Jesus en el templo
reflexiones

Donde se vende a Dios, se pierde la fe

Existen pasajes de los evangelios que se vuelven tan conocidos que terminan domesticados. Los repetimos, los decoramos, los convertimos en moralejas. Pero su potencia crítica se pierde entre tanta familiaridad. El relato de Juan 2:13–22, donde Jesús expulsa a los mercaderes del templo, es uno de esos textos: tan escuchado, tan explicado… que a veces olvidamos que es una denuncia directa al corazón de la religión.

El negocio de lo sagrado

El evangelio nos sitúa en Jerusalén, durante la Pascua. Era la fiesta que conmemoraba la liberación del pueblo de la esclavitud egipcia; una celebración de la gratuidad de Dios frente a los sistemas opresores.
Y, sin embargo, lo que Jesús encuentra en el templo está lejos de ser una conmemoración de la libertad. El espacio que debía recordar la acción liberadora de Dios se había convertido en una feria de intereses religiosos.

El problema no era simplemente que se vendieran animales. El problema era la estructura económica del culto. Los líderes religiosos habían convertido la fe en un negocio legítimo: ofrecían los mismos animales que luego serían sacrificados, manipulaban las monedas “aptas” para el templo, y lucían como intermediarios indispensables entre el pueblo y Dios. El resultado era predecible: el acceso a lo sagrado se volvió un privilegio. Solo quien podía pagar tenía derecho a ofrecer sacrificio; solo quien tenía poder podía acercarse.
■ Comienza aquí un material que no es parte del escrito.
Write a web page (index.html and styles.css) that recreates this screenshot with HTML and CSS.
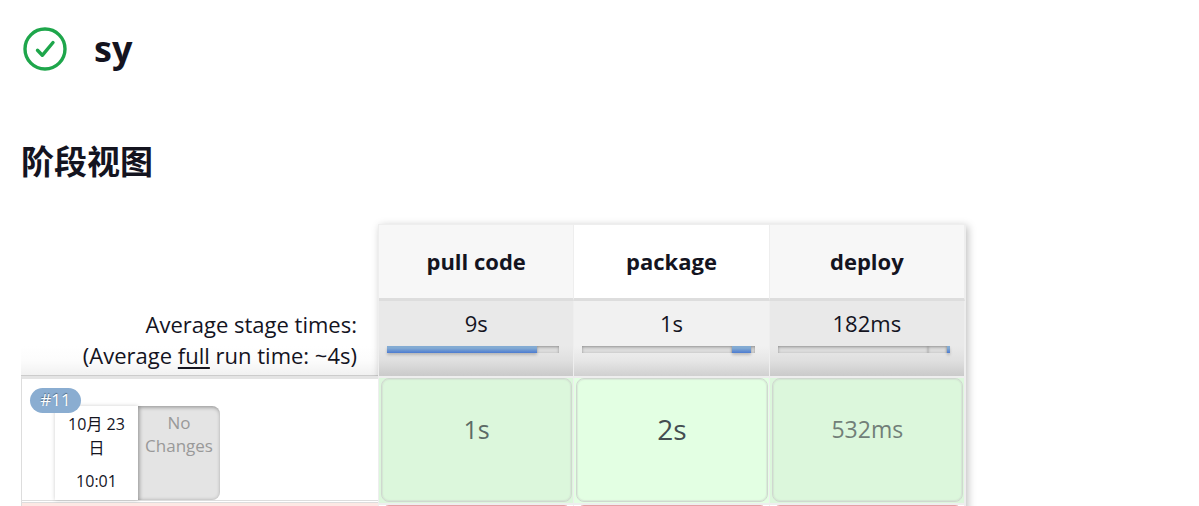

La escena es una ironía amarga: la fiesta de la libertad se celebra bajo un sistema de esclavitud. La Pascua había dejado de ser una memoria de liberación para convertirse en una máquina de exclusión. Y Jesús no puede quedarse callado. Su ira no es la del fanático que defiende un templo, sino la del profeta que denuncia un sistema que hace inaccesible a Dios. Su gesto es un grito contra toda religión que cobra por el acceso al misterio.

El fin del templo

Los líderes le exigen explicaciones: ¿con qué autoridad haces esto? Y Jesús responde con una frase que suena como amenaza y promesa a la vez:

“Destruyan este templo, y en tres días lo levantaré.”

El evangelista aclara que hablaba del templo de su cuerpo, y con eso introduce una de las ideas más radicales del Evangelio de Juan: Dios ya no habita en estructuras religiosas, sino en la persona viva de Jesús. El nuevo templo no es un edificio, ni una institución, ni una liturgia. Es un cuerpo humano. Es el cuerpo de Jesús —vulnerable, transgresor, crucificado— el que reemplaza al templo de piedra.

Juan no solo está reinterpretando la fe antigua; está desmantelando la idea misma de que Dios necesite mediadores institucionales. El templo, como todo sistema religioso, puede corromperse; el cuerpo, en cambio, puede resucitar. El centro ya no está en Jerusalén, sino en la carne y la historia de las personas.

Jesús en el centro (y no nosotros)

Poner a Jesús en el centro no es un eslogan piadoso. Es una declaración política. Significa desplazar del centro todo aquello que se disfraza de sagrado para conservar poder: templos, jerarquías, doctrinas, dogmas, incluso las formas más sofisticadas de religiosidad moderna. Significa recordar que Jesús nunca fundó una religión, sino un movimiento de liberación, de acceso directo a Dios sin mediaciones. Un movimiento que no excluía a nadie: ni a mujeres, ni a niños, ni a enfermos, ni a los “pecadores profesionales” de su tiempo.

Jesús no purifica el templo para volverlo funcional; lo desmantela simbólicamente.
Su gesto es una ruptura: el fin del monopolio de lo divino.
El anuncio de que Dios no se vende ni se alquila.
Que la presencia de Dios ya no se administra, sino que se encarna.

El templo que somos

La escena termina con una frase que resume toda la teología joánica:

“Cuando resucitó de entre los muertos, sus discípulos recordaron lo que había dicho.”

Solo después de la resurrección comprendieron que el nuevo templo era su cuerpo, y por extensión, el cuerpo de toda comunidad que vive desde el amor gratuito de Dios. Ahí donde alguien se levanta contra la injusticia, ahí donde alguien se entrega por amor, ahí vuelve a levantarse el templo. La pregunta, entonces, no es si seguimos creyendo en Dios, sino en qué tipo de templo lo hemos encerrado. Porque cada vez que la fe se convierte en mercancía, en espectáculo o en poder, volvemos a vender lo que Jesús vino a liberar. Y cada vez que abrimos espacio para la gratuidad, la ternura y la justicia, Dios reconstruye su templo en medio de nosotros.